Both JFO and JMU sought contacts with the Polish underground, or with individual Poles who would sell them arms and whatever was needed. Many Poles who participated in such transactions later exploited their contacts and told stories which should have been taken with a grain of salt.
The authors ask: How was it possible that the best Polish scholars showed so much trust in the accounts of the Polish Security Office, an organization with an unclear and constantly changing structure, directed by various adventurers, who shamelessly awarded themselves officers’ ranks and who after the war became involved in various doubtful practices? And this explains how such JMU “official” theories “provided excellent documentation to strengthen the thesis that substantial military assistance was provided by the Polish underground and the Polish Church in the Warsaw ghetto... For many years, the story of the Polish Jewish brotherhood of arms assumed a life of its own.”

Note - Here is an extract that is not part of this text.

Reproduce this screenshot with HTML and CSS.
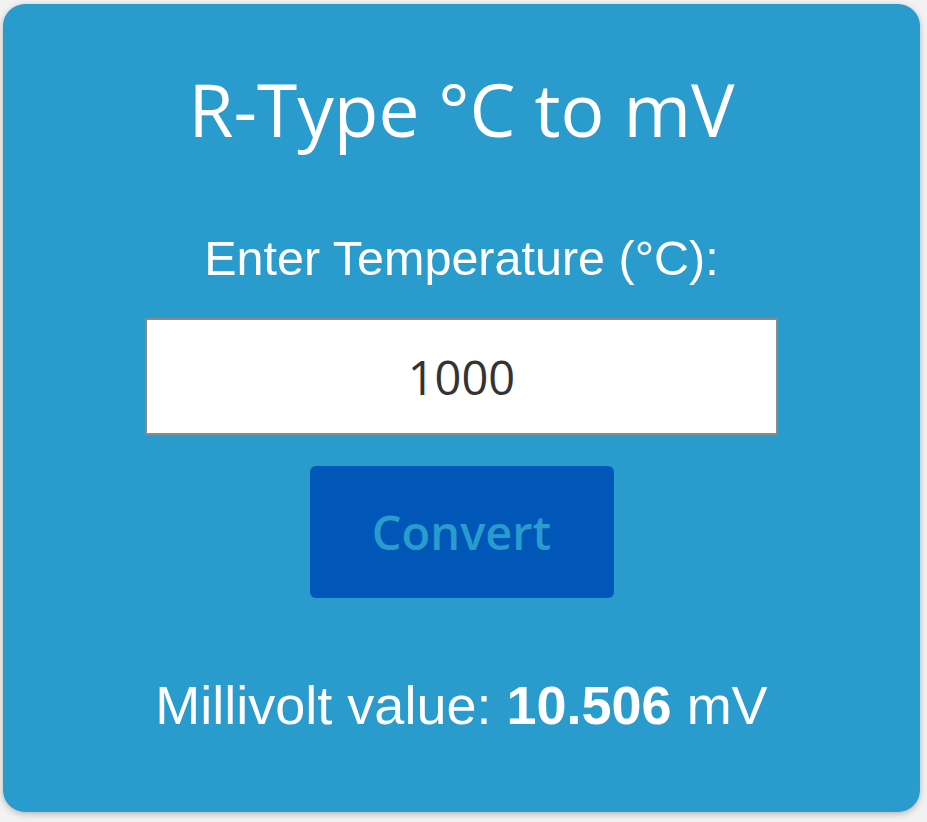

In the Reconstruction part the authors endeavor to show what really happened at the Muranowski Square. They freely add that sometimes they face a “black hole” of memory. But even German records prove that the fight at the square was tough, that the resistance lasted at least several days and was desperate.
Polish and Jewish flags were flown, and the fact that there were no survivors speaks for itself. When the few remaining fighters could no longer hold their ground they escaped through an underground passage to the Aryan side, but were betrayed and killed. Those who escaped to a nearby village were again betrayed by Poles and also killed. In contrast to the fighters of JFO who escaped through the tunnels (a few of them even arriving in Israel after the war), almost none of the JMU fighters remained to tell their stories.
The book proves that the final, complete story of the Warsaw ghetto still remains to be written. One can only hope that this important book, which clears the air, will soon be available in Hebrew, English and other languages as well.